A Day on Halls Pond
Locals Share Fishing Stories on a Frigid February Weekend
EASTFORD — What drives people to sit out on a frozen pond for hours in frigid weather? Not being a fisherman myself, it’s a question I’ve contemplated as I look out my office window at the ice fisherman on Hall’s Pond. They have been particularly active this winter. And so, I ventured out on the pond myself on the weekend of Feb. 14 to find out more about these fishermen and what motivates them.
Antoni Wilczynsji, of Newington, a 45-minute drive away, said he comes to Hall’s for the nature and clean water. He comes here often and has been coming for years.
“I enjoy the fishing,” he said. “I catch sometimes calico bass. Not big, but hey — my wife fries the fish for me. Around where I live, the water is not so clean.”
I asked if he had any fish stories for me. He broke into a big smile and pointed.
“Behind that island there was a really big pike,” he said. “I brought him up the hole and he filled the hole. Then he bit the line and got away. Two years ago.”
Wilczynsji immigrated here from Poland in 1979.
“Those days, the Communists came in, then martial law. It was so bad,” he said, adding that he worked as a toolmaker and is retired now. “Now if it weren’t for my grandkids and kids, maybe I go back. But my life here is good.”
Nick Brisson and Matt Hall come from Ashford.
“I come here because the volume of fish is the best around here,” Brisson said. “It’s great that it’s only 10 minutes away … we like being outside.”
Sometimes they also go to Mashapaug Lake, Mansfield Hollow, or Bolton Lake. At Hall’s Pond he sometimes catches bass, yellow perch, and croppie. He releases the bass.
“But yellow perch or croppies are keepers,” he said.
What do they do for fun in the warm weather?
“Fish,” they said in unison. Brisson’s uncle got him into fishing about seven years ago, but Hall said he is new to it.
Any fish stories? Brisson pointed to the north end of the pond.
“Right over there, in the spring, I caught a 5-pound bass,” he said. “I would’ve kept that one, but I was in a kayak.”
“We want flags,” said Alex Riendeau, from Danielson, referring to when the flags on his “tip-ups” indicate a fish is on the line.
“We started with about four dozen minnows [for bait]. Now we’re down to 10,” added his uncle, Brandon Riendeau, from Manchester. “We’ve been out here since 6 a.m. … we lost count of how many fish we caught, after 10. Hall’s Pond is worth the drive.”

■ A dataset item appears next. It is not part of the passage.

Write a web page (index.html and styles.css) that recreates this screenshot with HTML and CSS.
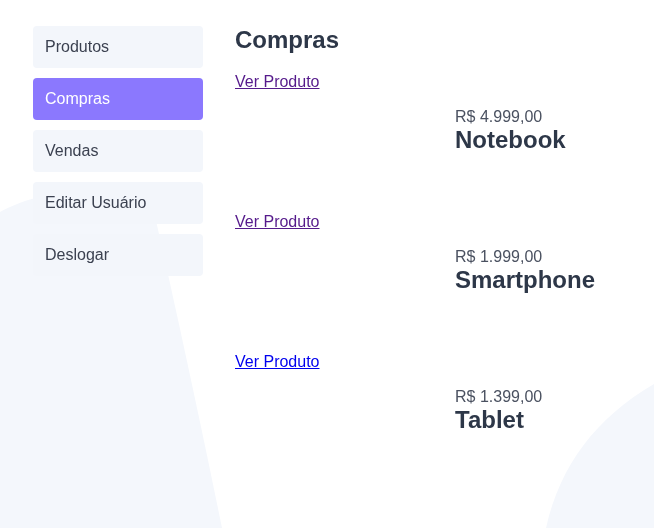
FILE: index.html
```html
<!DOCTYPE html>
<html lang="pt-BR">
<head>
<meta charset="utf-8">
<title>Compras</title>
<link rel="stylesheet" href="styles.css">
</head>
<body>
<svg class="bg" width="654" height="528" viewBox="0 0 654 528" aria-hidden="true">
  <path class="blob" d="M0,212 C20,200 70,186 118,184 L154,212 C174,300 200,420 222,528 L0,528 Z"/>
  <path class="blob" d="M546,528 C560,465 596,418 654,384 L654,528 Z"/>
</svg>
<div class="layout">
  <nav class="sidebar">
    <a class="nav-item" href="#">Produtos</a>
    <a class="nav-item active" href="#">Compras</a>
    <a class="nav-item" href="#">Vendas</a>
    <a class="nav-item" href="#">Editar Usuário</a>
    <a class="nav-item" href="#">Deslogar</a>
  </nav>
  <main class="content">
    <h2 class="title">Compras</h2>
    <div class="item">
      <a class="link visited" href="#">Ver Produto</a>
      <div class="row">
        <div class="thumb"></div>
        <div class="info">
          <div class="price">R$ 4.999,00</div>
          <div class="name">Notebook</div>
        </div>
      </div>
    </div>
    <div class="item">
      <a class="link visited" href="#">Ver Produto</a>
      <div class="row">
        <div class="thumb"></div>
        <div class="info">
          <div class="price">R$ 1.999,00</div>
          <div class="name">Smartphone</div>
        </div>
      </div>
    </div>
    <div class="item">
      <a class="link" href="#">Ver Produto</a>
      <div class="row">
        <div class="thumb"></div>
        <div class="info">
          <div class="price">R$ 1.399,00</div>
          <div class="name">Tablet</div>
        </div>
      </div>
    </div>
  </main>
</div>
</body>
</html>
```
FILE: styles.css
```css
html, body {
  margin: 0;
  padding: 0;
  background: #ffffff;
  font-family: "Liberation Sans", Arial, sans-serif;
  width: 654px;
  height: 528px;
  overflow: hidden;
}

.bg {
  position: fixed;
  left: 0;
  top: 0;
  z-index: 0;
}

.blob {
  fill: #f4f7fc;
}

.layout {
  position: relative;
  z-index: 1;
  display: flex;
  gap: 32px;
  padding: 26px 33px;
}

.sidebar {
  display: flex;
  flex-direction: column;
  gap: 10px;
  width: 170px;
  flex-shrink: 0;
}

.nav-item {
  display: block;
  height: 42px;
  box-sizing: border-box;
  padding: 12px 12px;
  line-height: 18px;
  font-size: 16px;
  color: #3b4150;
  text-decoration: none;
  background: #f3f6fb;
  border-radius: 4px;
}

.nav-item.active {
  background: #8b78fe;
  color: #ffffff;
}

.content {
  flex: 1;
}

.title {
  margin: 0 0 19px 0;
  font-size: 24px;
  line-height: 28px;
  font-weight: bold;
  color: #2d3748;
}

.item {
  margin-bottom: 59px;
}

.link {
  display: inline-block;
  font-size: 16px;
  line-height: 18px;
  color: #0000ee;
  margin-bottom: 17px;
}

.link.visited {
  color: #551a8b;
}

.row {
  display: flex;
}

.thumb {
  width: 220px;
  flex-shrink: 0;
}

.price {
  font-size: 16px;
  line-height: 18px;
  color: #4a5160;
}

.name {
  font-size: 24px;
  line-height: 28px;
  font-weight: bold;
  color: #2d3748;
}
```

They don’t have a method for where to make holes — it’s kind of random. Born and raised in Connecticut, they also like to fish at Beach Pond and Pachaug Pond in Voluntown, as well as in the Connecticut and Thames rivers. Their main criteria for fishing? Lakes with clean water.
“Clean water means good-tasting fish,” Riendeau said.
At Hall’s Pond, they’ve been catching mostly pickerel, and pulled one out as we spoke. It was about 14 inches long.
“Sometimes, we catch them three times that size,” Riendeau said, adding that that very day they caught a big wide-mouth bass. They always throw back the pickerel, but said “we might eat a bass if we’re camping on the ice.”
In warm weather they fish from a boat.
“It’s all about being on the water,” he said.
John Hatch Jr. is an excavator who had just driven in from Willington. He was drilling holes with his auger while his young sons John III and Parker bounced around with excitement. John Jr.'s father used to bring him to Hall’s Pond when he was a little boy.
“It’s nice to bring my boys here now,” he said, adding that in the warm weather, he’s “either fishing trout in a stream somewhere or hunting deer or game birds.”
He dipped a perforated ladle into a hole to measure the thickness of the ice.
“Looks like about 12-14 inches,” he said.
He likes to drill holes where other people have fished.
“I have to figure there’s something in those spots,” he said as John III was scooping something out of a bucket. I asked what he had.
“Bait fish!”
What kind?
His father whispered into his ear, and the boy cried “Shiners!”